Here are some common lossy compression techniques:
- JPEG (Joint Photographic Experts Group): JPEG is one of the most widely used lossy compression techniques for images. It employs the following methods:
- Discrete Cosine Transform (DCT): JPEG transforms image data from the spatial domain to the frequency domain using DCT. This process reduces redundancy by concentrating image energy into fewer coefficients.
- Quantization: After DCT, quantization is applied to the DCT coefficients. This step discards some high-frequency components, which are less perceptible to the human eye.
- Chroma Subsampling: In JPEG, color information (chroma) is subsampled, resulting in a lower-resolution color representation. This reduces file size while maintaining reasonable color quality.
- MP3 (MPEG-1 Audio Layer 3): MP3 is a popular lossy audio compression technique. It uses psychoacoustic modeling to remove audio data that is less likely to be perceived by the human ear. Techniques include:
- Frequency Masking: Weaker audio components can be masked by stronger ones. MP3 takes advantage of this phenomenon to reduce data size.

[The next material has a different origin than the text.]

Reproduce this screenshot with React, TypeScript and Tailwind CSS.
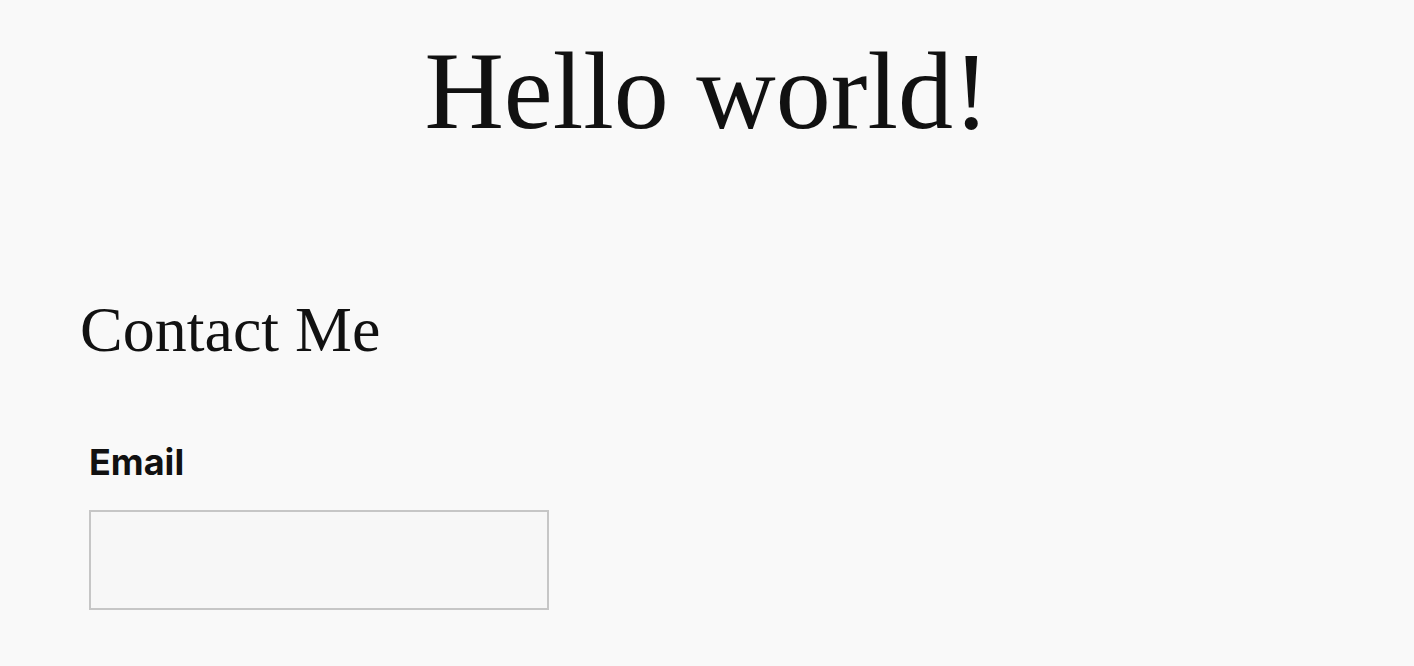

- Bitrate Control: Users can choose different bitrates to trade off file size against audio quality.
- Joint Stereo: Joint stereo encoding is used to encode stereo audio more efficiently by sharing data between the left and right channels.
- AAC (Advanced Audio Coding): AAC is another lossy audio compression format known for its improved sound quality at similar bitrates compared to MP3. It uses techniques such as perceptual audio coding and psychoacoustic modeling.
- MPEG Video Compression: Various MPEG video compression standards (e.g., MPEG-2, MPEG-4, H.264/AVC) are widely used for lossy video compression. These standards employ techniques like motion compensation, interframe compression, and entropy coding to reduce file size while maintaining video quality.
- GIF (Graphics Interchange Format): GIF is primarily a lossless image format, but it can also use lossy compression by reducing the color palette and applying spatial compression. This results in a reduction in image quality and color fidelity.
- Video Game Graphics Compression: Video games often employ lossy compression techniques to reduce the size of texture and model files while maintaining acceptable visual quality. Techniques include various levels of texture compression and LOD (Level of Detail) techniques.
- Voice Compression: Lossy compression is commonly used in voice-over-IP (VoIP) and voice chat applications to minimize data transfer requirements while maintaining understandable speech. Techniques include adaptive differential pulse-code modulation (ADPCM) and code-excited linear prediction (CELP).
The primary goal of lossy compression is to achieve a balance between reducing file size and maintaining an acceptable level of quality for the intended purpose. Users can often choose compression settings to control the trade-off between compression ratio and quality. These techniques are essential for making multimedia content more manageable and efficient for storage and transmission.